Raw data
++++
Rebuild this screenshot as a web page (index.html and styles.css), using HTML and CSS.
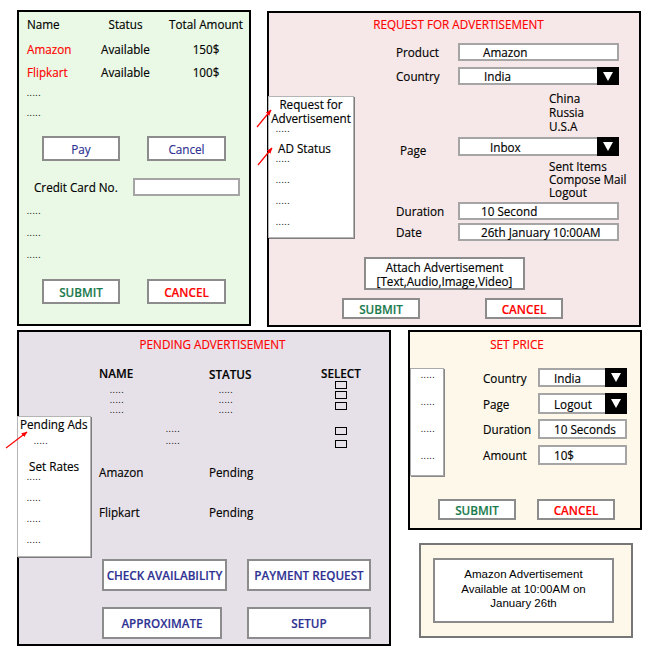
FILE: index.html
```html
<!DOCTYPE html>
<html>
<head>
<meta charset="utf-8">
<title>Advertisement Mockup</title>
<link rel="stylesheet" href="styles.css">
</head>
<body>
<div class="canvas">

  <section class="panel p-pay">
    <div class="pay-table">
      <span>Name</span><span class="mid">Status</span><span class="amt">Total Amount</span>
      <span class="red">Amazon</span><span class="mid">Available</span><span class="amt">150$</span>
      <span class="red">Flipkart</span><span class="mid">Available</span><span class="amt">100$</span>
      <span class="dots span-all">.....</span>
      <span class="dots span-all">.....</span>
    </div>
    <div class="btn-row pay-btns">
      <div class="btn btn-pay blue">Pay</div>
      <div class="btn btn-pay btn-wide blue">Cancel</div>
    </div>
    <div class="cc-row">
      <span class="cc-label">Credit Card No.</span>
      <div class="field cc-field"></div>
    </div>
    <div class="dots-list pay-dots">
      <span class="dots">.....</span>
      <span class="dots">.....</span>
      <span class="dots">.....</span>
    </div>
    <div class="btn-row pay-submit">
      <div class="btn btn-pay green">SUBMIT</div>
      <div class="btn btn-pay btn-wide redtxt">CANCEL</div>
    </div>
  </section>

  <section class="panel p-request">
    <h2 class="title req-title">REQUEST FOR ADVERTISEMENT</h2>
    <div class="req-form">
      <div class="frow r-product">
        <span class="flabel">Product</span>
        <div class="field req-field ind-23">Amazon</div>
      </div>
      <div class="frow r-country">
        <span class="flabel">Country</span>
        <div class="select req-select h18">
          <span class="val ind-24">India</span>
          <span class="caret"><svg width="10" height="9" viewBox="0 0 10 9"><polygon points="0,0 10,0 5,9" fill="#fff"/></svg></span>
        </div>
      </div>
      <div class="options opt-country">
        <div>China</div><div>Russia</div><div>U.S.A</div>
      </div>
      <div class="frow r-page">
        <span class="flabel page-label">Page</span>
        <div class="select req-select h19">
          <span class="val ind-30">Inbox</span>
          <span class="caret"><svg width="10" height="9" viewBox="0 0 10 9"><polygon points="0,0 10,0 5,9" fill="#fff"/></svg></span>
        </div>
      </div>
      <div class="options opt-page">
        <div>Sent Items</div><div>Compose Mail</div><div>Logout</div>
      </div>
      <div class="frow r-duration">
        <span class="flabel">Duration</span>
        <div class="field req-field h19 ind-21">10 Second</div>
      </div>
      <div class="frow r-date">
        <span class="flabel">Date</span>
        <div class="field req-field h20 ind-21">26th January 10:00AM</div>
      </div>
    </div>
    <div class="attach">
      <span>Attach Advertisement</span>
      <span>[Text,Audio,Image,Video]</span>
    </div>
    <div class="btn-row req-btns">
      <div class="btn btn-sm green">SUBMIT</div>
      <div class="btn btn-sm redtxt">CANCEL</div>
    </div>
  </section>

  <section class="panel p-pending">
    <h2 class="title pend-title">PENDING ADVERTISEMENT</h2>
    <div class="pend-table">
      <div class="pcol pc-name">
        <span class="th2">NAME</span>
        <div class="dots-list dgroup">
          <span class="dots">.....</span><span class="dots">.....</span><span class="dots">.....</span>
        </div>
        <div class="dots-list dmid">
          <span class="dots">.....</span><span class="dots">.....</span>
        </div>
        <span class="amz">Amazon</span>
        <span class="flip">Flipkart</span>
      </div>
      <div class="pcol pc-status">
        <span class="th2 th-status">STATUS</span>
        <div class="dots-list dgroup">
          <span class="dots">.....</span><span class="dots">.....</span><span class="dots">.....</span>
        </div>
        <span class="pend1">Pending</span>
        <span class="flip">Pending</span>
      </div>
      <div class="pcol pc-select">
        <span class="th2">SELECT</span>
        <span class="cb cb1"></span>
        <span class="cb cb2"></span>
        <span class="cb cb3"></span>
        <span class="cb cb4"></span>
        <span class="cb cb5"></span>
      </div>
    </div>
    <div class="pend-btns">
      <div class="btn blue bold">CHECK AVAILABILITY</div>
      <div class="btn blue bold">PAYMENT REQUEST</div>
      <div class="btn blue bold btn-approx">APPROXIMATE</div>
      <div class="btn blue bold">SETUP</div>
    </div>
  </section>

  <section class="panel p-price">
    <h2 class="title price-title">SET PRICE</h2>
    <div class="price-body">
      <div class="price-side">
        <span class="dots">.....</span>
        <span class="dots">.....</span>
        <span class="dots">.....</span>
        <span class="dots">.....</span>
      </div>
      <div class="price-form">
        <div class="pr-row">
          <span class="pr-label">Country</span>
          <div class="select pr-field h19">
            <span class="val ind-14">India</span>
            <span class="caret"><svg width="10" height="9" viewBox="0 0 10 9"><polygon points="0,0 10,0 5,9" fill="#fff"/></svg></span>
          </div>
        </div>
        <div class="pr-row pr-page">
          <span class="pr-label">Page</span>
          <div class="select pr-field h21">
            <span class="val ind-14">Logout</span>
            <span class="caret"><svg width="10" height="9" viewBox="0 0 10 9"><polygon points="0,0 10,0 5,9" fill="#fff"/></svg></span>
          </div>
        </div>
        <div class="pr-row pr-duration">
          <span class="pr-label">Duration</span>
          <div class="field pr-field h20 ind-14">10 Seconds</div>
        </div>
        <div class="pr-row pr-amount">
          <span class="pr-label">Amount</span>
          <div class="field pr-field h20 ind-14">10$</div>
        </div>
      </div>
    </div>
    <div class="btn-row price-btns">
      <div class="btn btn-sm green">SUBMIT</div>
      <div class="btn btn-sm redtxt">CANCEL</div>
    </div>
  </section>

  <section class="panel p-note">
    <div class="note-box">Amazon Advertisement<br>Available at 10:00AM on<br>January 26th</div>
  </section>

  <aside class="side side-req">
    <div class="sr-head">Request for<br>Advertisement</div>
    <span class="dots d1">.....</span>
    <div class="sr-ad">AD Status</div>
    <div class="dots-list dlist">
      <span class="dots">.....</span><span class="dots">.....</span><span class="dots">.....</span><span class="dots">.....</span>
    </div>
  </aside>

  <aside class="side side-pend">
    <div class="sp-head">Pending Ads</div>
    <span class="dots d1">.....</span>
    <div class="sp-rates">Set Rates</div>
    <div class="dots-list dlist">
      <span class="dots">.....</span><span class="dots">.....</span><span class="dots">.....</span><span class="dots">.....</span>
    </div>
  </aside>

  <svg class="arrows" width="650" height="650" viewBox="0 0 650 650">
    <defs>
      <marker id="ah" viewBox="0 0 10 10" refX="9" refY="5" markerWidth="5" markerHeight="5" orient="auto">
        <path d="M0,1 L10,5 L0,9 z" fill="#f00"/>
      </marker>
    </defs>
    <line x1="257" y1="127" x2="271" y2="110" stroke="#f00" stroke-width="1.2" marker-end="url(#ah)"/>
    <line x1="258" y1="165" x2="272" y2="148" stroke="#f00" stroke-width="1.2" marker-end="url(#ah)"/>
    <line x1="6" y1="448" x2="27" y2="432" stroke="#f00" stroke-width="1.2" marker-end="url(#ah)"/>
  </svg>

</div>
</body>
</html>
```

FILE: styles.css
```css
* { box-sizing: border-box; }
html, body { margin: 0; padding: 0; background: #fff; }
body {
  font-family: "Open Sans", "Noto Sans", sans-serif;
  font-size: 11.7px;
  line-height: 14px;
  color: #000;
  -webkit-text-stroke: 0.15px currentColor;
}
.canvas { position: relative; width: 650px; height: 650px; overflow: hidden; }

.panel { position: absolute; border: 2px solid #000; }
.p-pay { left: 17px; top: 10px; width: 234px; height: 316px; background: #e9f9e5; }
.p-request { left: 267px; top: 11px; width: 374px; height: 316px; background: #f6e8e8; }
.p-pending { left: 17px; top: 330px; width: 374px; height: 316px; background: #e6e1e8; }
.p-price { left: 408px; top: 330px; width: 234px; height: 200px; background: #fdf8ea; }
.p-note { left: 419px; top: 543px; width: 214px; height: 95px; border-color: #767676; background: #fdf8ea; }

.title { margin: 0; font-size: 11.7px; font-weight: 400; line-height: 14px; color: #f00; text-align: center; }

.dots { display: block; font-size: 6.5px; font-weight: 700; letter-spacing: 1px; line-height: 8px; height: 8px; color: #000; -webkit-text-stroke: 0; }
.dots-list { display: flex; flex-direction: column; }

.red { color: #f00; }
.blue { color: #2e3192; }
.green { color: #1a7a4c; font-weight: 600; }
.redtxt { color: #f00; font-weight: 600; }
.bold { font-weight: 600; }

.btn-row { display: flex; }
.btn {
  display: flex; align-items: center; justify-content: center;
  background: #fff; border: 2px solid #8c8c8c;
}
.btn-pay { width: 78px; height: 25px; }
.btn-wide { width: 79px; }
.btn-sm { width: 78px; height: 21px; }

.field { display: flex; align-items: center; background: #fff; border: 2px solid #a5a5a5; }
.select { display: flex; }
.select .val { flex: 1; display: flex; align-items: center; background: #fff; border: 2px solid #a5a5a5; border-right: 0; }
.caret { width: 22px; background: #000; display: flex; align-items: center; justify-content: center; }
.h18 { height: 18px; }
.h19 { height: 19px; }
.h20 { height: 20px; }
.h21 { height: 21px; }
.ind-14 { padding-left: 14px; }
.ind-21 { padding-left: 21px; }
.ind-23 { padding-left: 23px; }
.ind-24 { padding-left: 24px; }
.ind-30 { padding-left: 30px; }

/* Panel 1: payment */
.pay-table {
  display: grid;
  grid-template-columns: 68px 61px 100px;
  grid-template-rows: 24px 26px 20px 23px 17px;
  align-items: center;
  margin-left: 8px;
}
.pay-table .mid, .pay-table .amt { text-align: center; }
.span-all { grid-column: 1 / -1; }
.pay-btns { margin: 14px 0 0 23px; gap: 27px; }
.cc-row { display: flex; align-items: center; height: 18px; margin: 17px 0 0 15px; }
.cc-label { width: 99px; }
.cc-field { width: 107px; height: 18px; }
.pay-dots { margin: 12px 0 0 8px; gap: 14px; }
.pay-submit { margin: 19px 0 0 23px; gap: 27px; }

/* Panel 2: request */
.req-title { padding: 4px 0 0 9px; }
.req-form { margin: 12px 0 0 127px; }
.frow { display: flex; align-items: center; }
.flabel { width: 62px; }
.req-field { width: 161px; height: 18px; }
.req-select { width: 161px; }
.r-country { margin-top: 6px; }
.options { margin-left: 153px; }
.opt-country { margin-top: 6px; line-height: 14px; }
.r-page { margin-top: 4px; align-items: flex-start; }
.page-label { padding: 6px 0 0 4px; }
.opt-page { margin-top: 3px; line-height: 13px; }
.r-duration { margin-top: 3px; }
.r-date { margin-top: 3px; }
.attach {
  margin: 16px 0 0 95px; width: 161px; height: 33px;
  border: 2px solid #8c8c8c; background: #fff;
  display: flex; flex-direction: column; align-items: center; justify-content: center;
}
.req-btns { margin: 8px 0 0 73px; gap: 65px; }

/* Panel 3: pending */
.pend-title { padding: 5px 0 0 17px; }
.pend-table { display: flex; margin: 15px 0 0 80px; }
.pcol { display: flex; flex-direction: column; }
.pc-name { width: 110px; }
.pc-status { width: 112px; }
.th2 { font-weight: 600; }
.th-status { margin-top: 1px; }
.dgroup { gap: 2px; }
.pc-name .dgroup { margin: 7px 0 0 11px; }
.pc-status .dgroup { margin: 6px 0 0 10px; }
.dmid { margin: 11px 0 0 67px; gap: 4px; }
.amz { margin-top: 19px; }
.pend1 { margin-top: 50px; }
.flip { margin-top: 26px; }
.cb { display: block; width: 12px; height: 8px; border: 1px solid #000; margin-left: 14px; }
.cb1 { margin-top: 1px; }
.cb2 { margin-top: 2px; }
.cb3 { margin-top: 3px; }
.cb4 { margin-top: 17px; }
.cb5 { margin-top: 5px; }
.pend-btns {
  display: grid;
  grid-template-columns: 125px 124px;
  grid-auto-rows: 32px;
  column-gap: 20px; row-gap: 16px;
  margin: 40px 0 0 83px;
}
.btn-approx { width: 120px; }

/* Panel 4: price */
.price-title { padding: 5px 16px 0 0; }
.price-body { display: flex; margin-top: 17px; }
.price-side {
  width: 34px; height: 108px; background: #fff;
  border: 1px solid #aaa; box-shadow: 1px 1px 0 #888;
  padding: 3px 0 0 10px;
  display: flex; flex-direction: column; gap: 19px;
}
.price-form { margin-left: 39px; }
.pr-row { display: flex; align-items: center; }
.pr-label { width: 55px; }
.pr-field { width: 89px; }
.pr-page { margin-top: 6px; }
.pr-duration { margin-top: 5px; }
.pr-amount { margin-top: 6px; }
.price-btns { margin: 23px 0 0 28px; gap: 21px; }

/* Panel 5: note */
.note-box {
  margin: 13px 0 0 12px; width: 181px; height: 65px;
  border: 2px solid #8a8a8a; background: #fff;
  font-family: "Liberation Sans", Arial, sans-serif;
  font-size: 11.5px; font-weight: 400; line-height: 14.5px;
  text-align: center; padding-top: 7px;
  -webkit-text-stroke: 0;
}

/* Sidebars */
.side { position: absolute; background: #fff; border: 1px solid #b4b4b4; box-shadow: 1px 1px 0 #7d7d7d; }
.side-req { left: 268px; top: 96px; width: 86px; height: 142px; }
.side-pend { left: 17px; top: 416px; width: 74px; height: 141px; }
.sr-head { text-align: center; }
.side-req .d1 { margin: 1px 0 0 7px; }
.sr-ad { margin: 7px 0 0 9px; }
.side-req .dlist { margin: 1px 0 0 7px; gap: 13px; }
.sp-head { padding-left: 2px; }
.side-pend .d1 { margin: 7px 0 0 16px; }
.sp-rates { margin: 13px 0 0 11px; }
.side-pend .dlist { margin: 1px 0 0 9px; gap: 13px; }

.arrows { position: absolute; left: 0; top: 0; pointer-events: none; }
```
++++
Goal
How many of the listing's lines contain "index"? Respond with a single number and nothing else.

Completed exercise
2